:: Data segment ::
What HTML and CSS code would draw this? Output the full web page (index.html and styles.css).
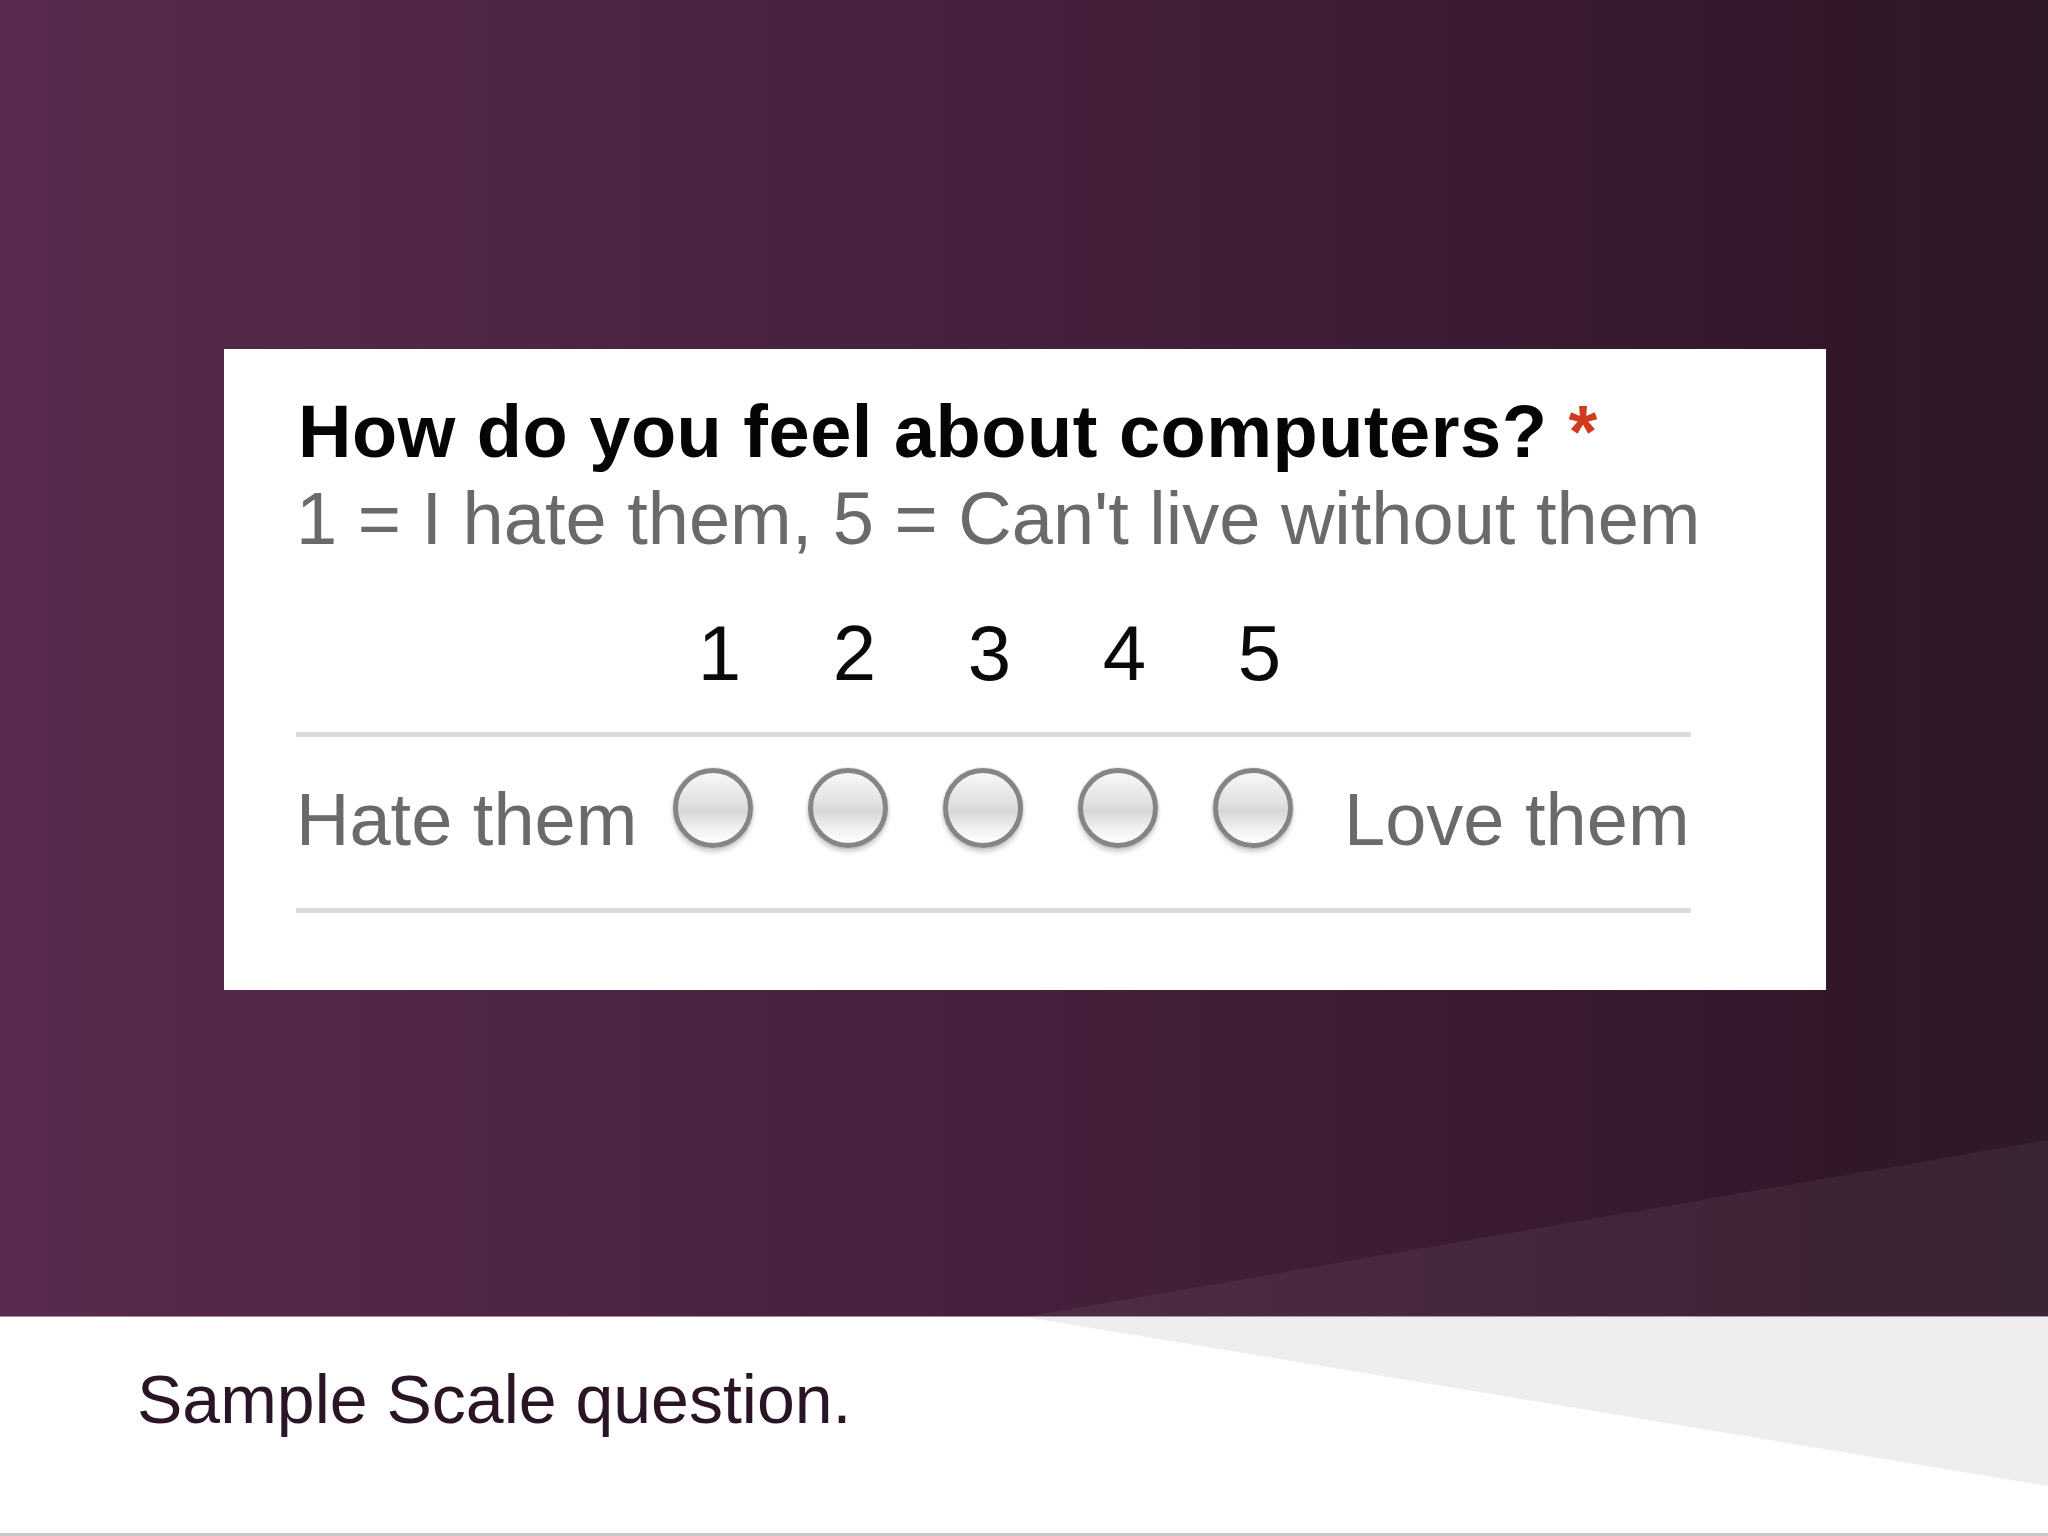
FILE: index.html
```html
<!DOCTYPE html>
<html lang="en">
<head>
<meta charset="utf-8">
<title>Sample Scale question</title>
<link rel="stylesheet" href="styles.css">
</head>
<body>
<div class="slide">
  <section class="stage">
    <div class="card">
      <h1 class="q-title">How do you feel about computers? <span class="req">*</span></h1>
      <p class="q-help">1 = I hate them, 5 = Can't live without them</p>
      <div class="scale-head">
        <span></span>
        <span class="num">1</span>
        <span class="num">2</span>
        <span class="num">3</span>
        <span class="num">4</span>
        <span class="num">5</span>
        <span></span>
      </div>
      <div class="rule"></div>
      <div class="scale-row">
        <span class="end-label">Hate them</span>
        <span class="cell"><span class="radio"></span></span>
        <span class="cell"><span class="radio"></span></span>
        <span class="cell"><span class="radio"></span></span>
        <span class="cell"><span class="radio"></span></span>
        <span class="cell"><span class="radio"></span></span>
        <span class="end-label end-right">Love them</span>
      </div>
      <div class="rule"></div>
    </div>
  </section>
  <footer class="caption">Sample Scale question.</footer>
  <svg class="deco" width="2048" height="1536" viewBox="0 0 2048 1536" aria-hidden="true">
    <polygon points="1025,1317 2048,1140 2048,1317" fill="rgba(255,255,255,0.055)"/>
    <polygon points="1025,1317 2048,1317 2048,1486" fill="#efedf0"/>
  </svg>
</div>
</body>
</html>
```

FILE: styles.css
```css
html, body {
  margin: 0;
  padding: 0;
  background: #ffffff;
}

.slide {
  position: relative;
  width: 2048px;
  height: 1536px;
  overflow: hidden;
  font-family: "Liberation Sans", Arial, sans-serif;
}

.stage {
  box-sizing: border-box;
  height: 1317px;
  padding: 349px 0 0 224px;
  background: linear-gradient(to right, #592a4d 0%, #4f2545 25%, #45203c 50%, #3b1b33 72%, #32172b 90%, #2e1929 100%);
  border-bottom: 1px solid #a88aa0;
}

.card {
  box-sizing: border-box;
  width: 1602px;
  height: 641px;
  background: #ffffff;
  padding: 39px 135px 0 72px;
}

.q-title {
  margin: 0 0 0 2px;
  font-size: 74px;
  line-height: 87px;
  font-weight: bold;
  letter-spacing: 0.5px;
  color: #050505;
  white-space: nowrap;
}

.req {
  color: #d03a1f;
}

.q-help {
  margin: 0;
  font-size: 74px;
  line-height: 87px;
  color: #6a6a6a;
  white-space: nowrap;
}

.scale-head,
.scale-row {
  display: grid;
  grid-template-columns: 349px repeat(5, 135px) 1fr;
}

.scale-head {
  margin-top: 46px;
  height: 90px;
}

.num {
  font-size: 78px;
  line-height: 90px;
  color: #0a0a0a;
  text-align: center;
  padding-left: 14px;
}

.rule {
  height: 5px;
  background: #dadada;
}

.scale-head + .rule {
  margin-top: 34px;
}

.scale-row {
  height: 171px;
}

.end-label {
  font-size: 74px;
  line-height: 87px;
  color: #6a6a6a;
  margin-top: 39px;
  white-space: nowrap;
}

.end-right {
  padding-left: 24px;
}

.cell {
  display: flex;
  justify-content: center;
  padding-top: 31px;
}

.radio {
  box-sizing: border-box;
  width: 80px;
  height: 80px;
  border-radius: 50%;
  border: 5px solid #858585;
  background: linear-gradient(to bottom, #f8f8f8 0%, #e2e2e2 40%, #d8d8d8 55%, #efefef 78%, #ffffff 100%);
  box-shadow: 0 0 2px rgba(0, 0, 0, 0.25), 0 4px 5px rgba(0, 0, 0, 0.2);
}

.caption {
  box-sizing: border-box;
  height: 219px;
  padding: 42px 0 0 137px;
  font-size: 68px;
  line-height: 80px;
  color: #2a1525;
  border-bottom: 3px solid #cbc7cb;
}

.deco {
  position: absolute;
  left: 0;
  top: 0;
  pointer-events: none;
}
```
:::
• [What is expected]: Could you repeat all of the material exactly? Pictures should not be copied.

• [Complete answer]:
What HTML and CSS code would draw this? Output the full web page (index.html and styles.css).
FILE: index.html
```html
<!DOCTYPE html>
<html lang="en">
<head>
<meta charset="utf-8">
<title>Sample Scale question</title>
<link rel="stylesheet" href="styles.css">
</head>
<body>
<div class="slide">
  <section class="stage">
    <div class="card">
      <h1 class="q-title">How do you feel about computers? <span class="req">*</span></h1>
      <p class="q-help">1 = I hate them, 5 = Can't live without them</p>
      <div class="scale-head">
        <span></span>
        <span class="num">1</span>
        <span class="num">2</span>
        <span class="num">3</span>
        <span class="num">4</span>
        <span class="num">5</span>
        <span></span>
      </div>
      <div class="rule"></div>
      <div class="scale-row">
        <span class="end-label">Hate them</span>
        <span class="cell"><span class="radio"></span></span>
        <span class="cell"><span class="radio"></span></span>
        <span class="cell"><span class="radio"></span></span>
        <span class="cell"><span class="radio"></span></span>
        <span class="cell"><span class="radio"></span></span>
        <span class="end-label end-right">Love them</span>
      </div>
      <div class="rule"></div>
    </div>
  </section>
  <footer class="caption">Sample Scale question.</footer>
  <svg class="deco" width="2048" height="1536" viewBox="0 0 2048 1536" aria-hidden="true">
    <polygon points="1025,1317 2048,1140 2048,1317" fill="rgba(255,255,255,0.055)"/>
    <polygon points="1025,1317 2048,1317 2048,1486" fill="#efedf0"/>
  </svg>
</div>
</body>
</html>
```

FILE: styles.css
```css
html, body {
  margin: 0;
  padding: 0;
  background: #ffffff;
}

.slide {
  position: relative;
  width: 2048px;
  height: 1536px;
  overflow: hidden;
  font-family: "Liberation Sans", Arial, sans-serif;
}

.stage {
  box-sizing: border-box;
  height: 1317px;
  padding: 349px 0 0 224px;
  background: linear-gradient(to right, #592a4d 0%, #4f2545 25%, #45203c 50%, #3b1b33 72%, #32172b 90%, #2e1929 100%);
  border-bottom: 1px solid #a88aa0;
}

.card {
  box-sizing: border-box;
  width: 1602px;
  height: 641px;
  background: #ffffff;
  padding: 39px 135px 0 72px;
}

.q-title {
  margin: 0 0 0 2px;
  font-size: 74px;
  line-height: 87px;
  font-weight: bold;
  letter-spacing: 0.5px;
  color: #050505;
  white-space: nowrap;
}

.req {
  color: #d03a1f;
}

.q-help {
  margin: 0;
  font-size: 74px;
  line-height: 87px;
  color: #6a6a6a;
  white-space: nowrap;
}

.scale-head,
.scale-row {
  display: grid;
  grid-template-columns: 349px repeat(5, 135px) 1fr;
}

.scale-head {
  margin-top: 46px;
  height: 90px;
}

.num {
  font-size: 78px;
  line-height: 90px;
  color: #0a0a0a;
  text-align: center;
  padding-left: 14px;
}

.rule {
  height: 5px;
  background: #dadada;
}

.scale-head + .rule {
  margin-top: 34px;
}

.scale-row {
  height: 171px;
}

.end-label {
  font-size: 74px;
  line-height: 87px;
  color: #6a6a6a;
  margin-top: 39px;
  white-space: nowrap;
}

.end-right {
  padding-left: 24px;
}

.cell {
  display: flex;
  justify-content: center;
  padding-top: 31px;
}

.radio {
  box-sizing: border-box;
  width: 80px;
  height: 80px;
  border-radius: 50%;
  border: 5px solid #858585;
  background: linear-gradient(to bottom, #f8f8f8 0%, #e2e2e2 40%, #d8d8d8 55%, #efefef 78%, #ffffff 100%);
  box-shadow: 0 0 2px rgba(0, 0, 0, 0.25), 0 4px 5px rgba(0, 0, 0, 0.2);
}

.caption {
  box-sizing: border-box;
  height: 219px;
  padding: 42px 0 0 137px;
  font-size: 68px;
  line-height: 80px;
  color: #2a1525;
  border-bottom: 3px solid #cbc7cb;
}

.deco {
  position: absolute;
  left: 0;
  top: 0;
  pointer-events: none;
}
```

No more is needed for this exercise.